Orchestra season got up and running during the past two weekends as Santa Fe Pro Musica, led by Thomas O’Connor, gave its first concerts of 2016-2017 on Sept. 17 and 18 (we caught the latter), and the Santa Fe Symphony, with guest conductor Roderick Cox, did the same on Sept. 25, in both cases at the Lensic Performing Arts Center. About a fifth of the players overlap between the two groups, which in part reflects the available talent pool. The shared personnel are most prominent in the strings, and within that family, especially in the violins. In fact, the biggest challenge for orchestral programming hereabouts must be to select repertoire that is within reasonably firm grasp of the violins — not just the chairs toward the front but throughout the depth of the sections. Winds and percussion present less of a personnel challenge. An orchestra requires far fewer representatives of each of those instrumental groups, and there are usually plenty of adept practitioners to fill an ensemble’s needs. This is the area from which the two orchestras derive most of their distinct sonic profiles, displaying relative strengths in this or that wind department. Speaking of overlap, should you go to a concert of the New Mexico Philharmonic in Albuquerque, you would find that half of that orchestra consists of faces familiar from one or the other (or both) of these Santa Fe orchestras.

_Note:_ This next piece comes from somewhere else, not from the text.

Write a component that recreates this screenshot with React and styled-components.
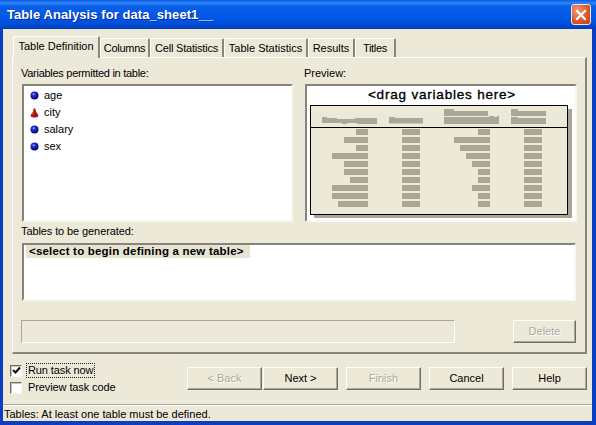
import React from "react";
import styled, { createGlobalStyle } from "styled-components";

const Global = createGlobalStyle`
  html, body { margin: 0; padding: 0; background: #ece9d8; overflow: hidden; }
  * { box-sizing: border-box; }
`;

const Window = styled.div`
  width: 596px; height: 425px; display: flex; flex-direction: column;
  background: #0a3fc4; color: #000;
  font: 11px/13px "Liberation Sans", Arial, sans-serif;
`;
const TitleBar = styled.div`
  height: 29px; flex: none; display: flex; align-items: center; justify-content: space-between;
  padding: 0 5px 0 7px;
  background: linear-gradient(180deg, #0a5be8 0%, #2f86f5 10%, #0a5fe8 22%, #0055e5 70%, #0048d0 90%, #003cb0 100%);
`;
const Title = styled.div`
  color: #fff; font: bold 13px "Liberation Sans", sans-serif; letter-spacing: 0.07px;
  text-shadow: 1px 1px 0 #0a2a90;
`;
const CloseButton = styled.div`
  width: 20px; height: 21px; border: 1px solid #f4e4dc; border-radius: 3px;
  background: radial-gradient(circle at 30% 30%, #f09878, #d8562c 60%, #c03c18);
  display: flex; align-items: center; justify-content: center;
`;
const Client = styled.div`
  flex: 1; margin: 0 4px 4px 3px; background: #ece9d8; display: flex; flex-direction: column; min-height: 0;
`;
const TabStrip = styled.div`
  display: flex; height: 28px; padding: 7px 0 0 10px; align-items: flex-end; position: relative; z-index: 1;
`;
const Tab = styled.div`
  height: ${p => (p.$active ? "22px" : "19px")};
  width: ${p => p.$w}px;
  margin-bottom: ${p => (p.$active ? "-1px" : "0")};
  background: #ece9d8;
  border-top: 1px solid #fff; border-left: 1px solid #fff;
  border-right: 2px solid #8a8778; border-radius: 2px 2px 0 0;
  display: flex; align-items: center; justify-content: center;
  letter-spacing: ${p => p.$spacing || 0}px;
  padding-bottom: ${p => (p.$active ? "3px" : "0")};
`;
const Sheet = styled.div`
  margin: 0 5px 0 9px; height: 297px; flex: none;
  border: 1px solid #fff; border-right: 2px solid #8a8778; border-bottom: 2px solid #8a8778;
  padding: 9px 9px 0 9px;
`;
const TopGrid = styled.div`
  display: grid; grid-template-columns: 271px 272px; column-gap: 12px; grid-template-rows: 17px 138px;
`;
const FieldLabel = styled.div`
  margin-left: -1px;
  letter-spacing: ${p => p.$spacing || 0}px;
`;
const Sunken = styled.div`
  background: #fff; border-style: solid; border-width: 2px;
  border-color: #86847a #f8f7f0 #f8f7f0 #86847a;
`;
const VarList = styled(Sunken)`
  padding: 1px 0 0 6px; display: flex; flex-direction: column;
`;
const VarRow = styled.div`
  height: 17px; display: flex; align-items: center; gap: 5px;
`;
const PreviewBox = styled(Sunken)`
  display: flex; flex-direction: column; align-items: center;
`;
const DragText = styled.div`
  font: 13.5px/17px "Liberation Sans", sans-serif; letter-spacing: 0.8px; height: 19px; margin-left: 2px; -webkit-text-stroke: 0.35px #000;
`;
const TablesLabel = styled.div`
  height: 21px; padding-top: 3px; margin-left: -1px; letter-spacing: -0.1px;
`;
const TablesBox = styled(Sunken)`
  height: 58px; padding: 0 0 0 2px;
`;
const NewTable = styled.div`
  display: inline-block; background: #e6e3d3; height: 13px; padding: 0 0 0 3px; width: 224px; white-space: nowrap;
  font: bold 11.5px/13px "Liberation Sans", sans-serif; letter-spacing: 0.2px;
`;
const ActionRow = styled.div`
  display: flex; justify-content: space-between; margin: 19px 0 0 -1px; height: 23px;
`;
const DisabledField = styled.div`
  width: 434px; border: 1px solid; border-color: #aca899 #fff #fff #aca899;
`;
const Button = styled.div`
  width: ${p => p.$w || 75}px; height: 23px; flex: none; margin-left: ${p => p.$gap || 0}px;
  display: flex; align-items: center; justify-content: center;
  color: ${p => (p.$disabled ? "#aca899" : "#000")};
  text-shadow: ${p => (p.$disabled ? "1px 1px 0 #fff" : "none")};
  background: #ece9d8;
  border: 1px solid; border-color: #fff #716f64 #716f64 #fff;
  box-shadow: inset -1px -1px 0 #aca899;
`;
const Footer = styled.div`
  height: 50px; flex: none; display: flex; padding: 8px 5px 0 7px;
`;
const Checks = styled.div`
  display: flex; flex-direction: column;
`;
const CheckRow = styled.div`
  height: 17px; display: flex; align-items: center; gap: 5px;
`;
const CheckBox = styled.div`
  width: 12px; height: 12px; background: #fff; display: flex; align-items: center; justify-content: center;
  border: 1px solid; border-color: #716f64 #f8f7f0 #f8f7f0 #716f64; box-shadow: inset 1px 1px 0 #c8c5b5;
`;
const CheckText = styled.span`
  padding: 0 1px; letter-spacing: -0.1px;
  ${p => p.$focus ? "outline: 1px dotted #222; outline-offset: 0;" : ""}
`;
const Buttons = styled.div`
  margin-left: auto; margin-top: 5px; display: flex; align-items: flex-start;
`;
const StatusBar = styled.div`
  flex: 1; border-top: 1px solid #aca899; box-shadow: inset 0 1px 0 #fff; padding: 2px 0 0 1px; display: flex; align-items: center;
`;

const Ball = () => (
  <svg width="9" height="9" viewBox="0 0 9 9">
    <defs>
      <radialGradient id="ball" cx="0.4" cy="0.35" r="0.65">
        <stop offset="0" stopColor="#a8b8ff" />
        <stop offset="0.3" stopColor="#2030d8" />
        <stop offset="1" stopColor="#00006c" />
      </radialGradient>
    </defs>
    <circle cx="4.5" cy="4.5" r="4" fill="url(#ball)" />
  </svg>
);
const Cone = () => (
  <svg width="9" height="10" viewBox="0 0 9 10">
    <path d="M4.5 0.3 C5.4 0.3 5.6 1.6 6 3.2 C6.4 4.8 8.2 6.2 8.4 7.4 C8.5 8.8 6.4 9.4 4.5 9.4 C2.6 9.4 0.5 8.8 0.6 7.4 C0.8 6.2 2.6 4.8 3 3.2 C3.4 1.6 3.6 0.3 4.5 0.3Z" fill="#b01010" />
    <path d="M4 2 C3.6 4 2.6 5.4 2 7" stroke="#e05a50" strokeWidth="1" fill="none" />
  </svg>
);

const col1 = [12, 24, 12, 36, 24, 24, 18, 36, 36, 30];
const col3 = [12, 36, 30, 24, 18, 12, 12, 18, 12, 12];
const BAR = "#aaa797";

const TableDiagram = () => (
  <svg width="264" height="114" viewBox="0 0 264 114" style={{ display: "block", marginLeft: 1 }}>
    <rect x="4" y="4" width="258" height="109" fill="#a9a698" />
    <rect x="0.5" y="0.5" width="257" height="109" fill="#ece9d8" stroke="#000" />
    <line x1="0" y1="22.5" x2="258" y2="22.5" stroke="#000" />
    <path d="M12 12h5v1h10v1h18v-1h22v6h-20v-1h-10v1h-5v-1h-20z" fill={BAR} />
    <path d="M79 12h6v1h28v5.500h-34z" fill={BAR} />
    <path d="M134 4h10v2h34v5h-44z" fill={BAR} />
    <path d="M134 12h45v-1h5v1h3v-1h2v8h-55z" fill={BAR} />
    <path d="M201 4h7v2h28v5h-35z" fill={BAR} />
    <path d="M201 12h7v1h28v6h-35z" fill={BAR} />
    {col1.map((w, i) => <rect key={"a" + i} x={58 - w} y={24 + i * 8} width={w} height="6" fill={BAR} />)}
    {col1.map((_, i) => <rect key={"b" + i} x="92" y={24 + i * 8} width="18" height="6" fill={BAR} />)}
    {col3.map((w, i) => <rect key={"c" + i} x={180 - w} y={24 + i * 8} width={w} height="6" fill={BAR} />)}
    {col3.map((_, i) => <rect key={"d" + i} x="214" y={24 + i * 8} width="18" height="6" fill={BAR} />)}
  </svg>
);

export default function App() {
  return (
    <Window>
      <Global />
      <TitleBar>
        <Title>Table Analysis for data_sheet1__</Title>
        <CloseButton>
          <svg width="12" height="12" viewBox="0 0 12 12">
            <path d="M2 2 L10 10 M10 2 L2 10" stroke="#fff" strokeWidth="2.2" strokeLinecap="square" />
          </svg>
        </CloseButton>
      </TitleBar>
      <Client>
        <TabStrip>
          <Tab $active $w={87}>Table Definition</Tab>
          <Tab $w={50} $spacing={-0.3}>Columns</Tab>
          <Tab $w={74} $spacing={-0.2}>Cell Statistics</Tab>
          <Tab $w={84}>Table Statistics</Tab>
          <Tab $w={47}>Results</Tab>
          <Tab $w={41} $spacing={-0.3}>Titles</Tab>
        </TabStrip>
        <Sheet>
          <TopGrid>
            <FieldLabel $spacing={-0.28}>Variables permitted in table:</FieldLabel>
            <FieldLabel>Preview:</FieldLabel>
            <VarList>
              <VarRow><Ball />age</VarRow>
              <VarRow><Cone />city</VarRow>
              <VarRow><Ball />salary</VarRow>
              <VarRow><Ball />sex</VarRow>
            </VarList>
            <PreviewBox>
              <DragText>&lt;drag variables here&gt;</DragText>
              <TableDiagram />
            </PreviewBox>
          </TopGrid>
          <TablesLabel>Tables to be generated:</TablesLabel>
          <TablesBox>
            <NewTable>&lt;select to begin defining a new table&gt;</NewTable>
          </TablesBox>
          <ActionRow>
            <DisabledField />
            <Button $w={63} $disabled>Delete</Button>
          </ActionRow>
        </Sheet>
        <Footer>
          <Checks>
            <CheckRow>
              <CheckBox>
                <svg width="9" height="9" viewBox="0 0 9 9">
                  <path d="M1 4 L3.500 6.500 L8 1.500" stroke="#111" strokeWidth="2" fill="none" />
                </svg>
              </CheckBox>
              <CheckText $focus>Run task now</CheckText>
            </CheckRow>
            <CheckRow>
              <CheckBox />
              <CheckText>Preview task code</CheckText>
            </CheckRow>
          </Checks>
          <Buttons>
            <Button $disabled>&lt; Back</Button>
            <Button $gap={1}>Next &gt;</Button>
            <Button $gap={8} $disabled>Finish</Button>
            <Button $gap={8}>Cancel</Button>
            <Button $gap={8}>Help</Button>
          </Buttons>
        </Footer>
        <StatusBar>Tables: At least one table must be defined.</StatusBar>
      </Client>
    </Window>
  );
}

O’Connor met the string challenge head-on in his Pro Musica concert by including three short movements for strings alone by Jennifer Higdon, the much-played American composer whose opera Cold Mountain was premiered here a summer ago. Of those three items, the most appealing was the middle one, String Lake, a placid piece in which she gave free rein to her Barberesque propensities. The musicians achieved luxurious tone borne on rich, dense harmonies, while an expanse spotlighting the principal players was laudable in its precision and transparency. The program note suggested that the opening piece of the triptych, To the Point, had some connection to the sounds of the Indonesian gamelan that inspired Debussy. Britten or Bloch crossed my mind instead of Debussy or gamelan; and in any case, this perky fugato struck me as a rather pro-forma piece in which Higdon unspooled her music in rote-like fashion. The third piece, String, came off as a simplistic composition, a neo-modernist effort that wended its way to a folksy jig. It involved much trading-off of lines among the string instruments, which was accomplished with finesse, and it challenged the violins by goosing them way up into their high range.

The concert began with an enjoyable rendition of Beethoven’s Symphony No. 4, one of the composer’s finest achievements in the field of comedy. The fast movements bustled along genially. The slow movement was on the quick side, too, or so it felt; in fact, it may have been less a matter of the tempo per se than of spirit, which did not really seem attuned to the idea of an Adagio. One always looks forward to the beginning of the recapitulation in the last movement. There, where one would expect the full orchestra to pound out the main theme, Beethoven instead gives the tune to just a solo bassoon, chortling along merrily (and marked dolce — sweetly — which I think was perhaps a wicked taunt from the composer). Bassoonist Crawford Best did well by it.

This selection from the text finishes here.